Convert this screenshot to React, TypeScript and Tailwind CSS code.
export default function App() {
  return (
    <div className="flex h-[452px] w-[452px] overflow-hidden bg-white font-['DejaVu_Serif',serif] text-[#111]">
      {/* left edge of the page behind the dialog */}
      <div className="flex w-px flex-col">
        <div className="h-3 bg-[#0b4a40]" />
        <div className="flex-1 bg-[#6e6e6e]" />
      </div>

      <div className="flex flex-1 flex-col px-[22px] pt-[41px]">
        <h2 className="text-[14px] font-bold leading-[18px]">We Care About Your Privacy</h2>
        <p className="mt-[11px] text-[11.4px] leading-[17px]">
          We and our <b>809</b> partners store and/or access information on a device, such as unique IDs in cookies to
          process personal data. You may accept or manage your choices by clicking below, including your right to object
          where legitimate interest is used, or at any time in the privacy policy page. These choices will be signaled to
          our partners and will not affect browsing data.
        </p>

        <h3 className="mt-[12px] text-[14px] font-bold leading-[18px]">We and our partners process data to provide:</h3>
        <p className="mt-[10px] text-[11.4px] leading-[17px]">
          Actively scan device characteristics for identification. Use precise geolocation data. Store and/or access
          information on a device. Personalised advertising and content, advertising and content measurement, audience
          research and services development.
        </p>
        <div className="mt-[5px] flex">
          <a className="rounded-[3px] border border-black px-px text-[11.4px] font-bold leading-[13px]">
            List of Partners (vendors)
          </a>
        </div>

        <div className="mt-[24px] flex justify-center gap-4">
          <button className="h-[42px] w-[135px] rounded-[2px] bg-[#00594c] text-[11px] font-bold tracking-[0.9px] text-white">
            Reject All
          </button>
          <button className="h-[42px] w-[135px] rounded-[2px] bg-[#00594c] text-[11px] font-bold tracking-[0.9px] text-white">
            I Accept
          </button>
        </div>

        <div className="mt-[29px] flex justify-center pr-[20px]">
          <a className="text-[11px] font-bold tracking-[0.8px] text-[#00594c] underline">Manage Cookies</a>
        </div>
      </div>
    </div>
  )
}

> EXERCISE DESCRIPTION: Give the complete listing a second time, exactly as it reads.

> EXPECTED OUTPUT:
Convert this screenshot to React, TypeScript and Tailwind CSS code.
export default function App() {
  return (
    <div className="flex h-[452px] w-[452px] overflow-hidden bg-white font-['DejaVu_Serif',serif] text-[#111]">
      {/* left edge of the page behind the dialog */}
      <div className="flex w-px flex-col">
        <div className="h-3 bg-[#0b4a40]" />
        <div className="flex-1 bg-[#6e6e6e]" />
      </div>

      <div className="flex flex-1 flex-col px-[22px] pt-[41px]">
        <h2 className="text-[14px] font-bold leading-[18px]">We Care About Your Privacy</h2>
        <p className="mt-[11px] text-[11.4px] leading-[17px]">
          We and our <b>809</b> partners store and/or access information on a device, such as unique IDs in cookies to
          process personal data. You may accept or manage your choices by clicking below, including your right to object
          where legitimate interest is used, or at any time in the privacy policy page. These choices will be signaled to
          our partners and will not affect browsing data.
        </p>

        <h3 className="mt-[12px] text-[14px] font-bold leading-[18px]">We and our partners process data to provide:</h3>
        <p className="mt-[10px] text-[11.4px] leading-[17px]">
          Actively scan device characteristics for identification. Use precise geolocation data. Store and/or access
          information on a device. Personalised advertising and content, advertising and content measurement, audience
          research and services development.
        </p>
        <div className="mt-[5px] flex">
          <a className="rounded-[3px] border border-black px-px text-[11.4px] font-bold leading-[13px]">
            List of Partners (vendors)
          </a>
        </div>

        <div className="mt-[24px] flex justify-center gap-4">
          <button className="h-[42px] w-[135px] rounded-[2px] bg-[#00594c] text-[11px] font-bold tracking-[0.9px] text-white">
            Reject All
          </button>
          <button className="h-[42px] w-[135px] rounded-[2px] bg-[#00594c] text-[11px] font-bold tracking-[0.9px] text-white">
            I Accept
          </button>
        </div>

        <div className="mt-[29px] flex justify-center pr-[20px]">
          <a className="text-[11px] font-bold tracking-[0.8px] text-[#00594c] underline">Manage Cookies</a>
        </div>
      </div>
    </div>
  )
}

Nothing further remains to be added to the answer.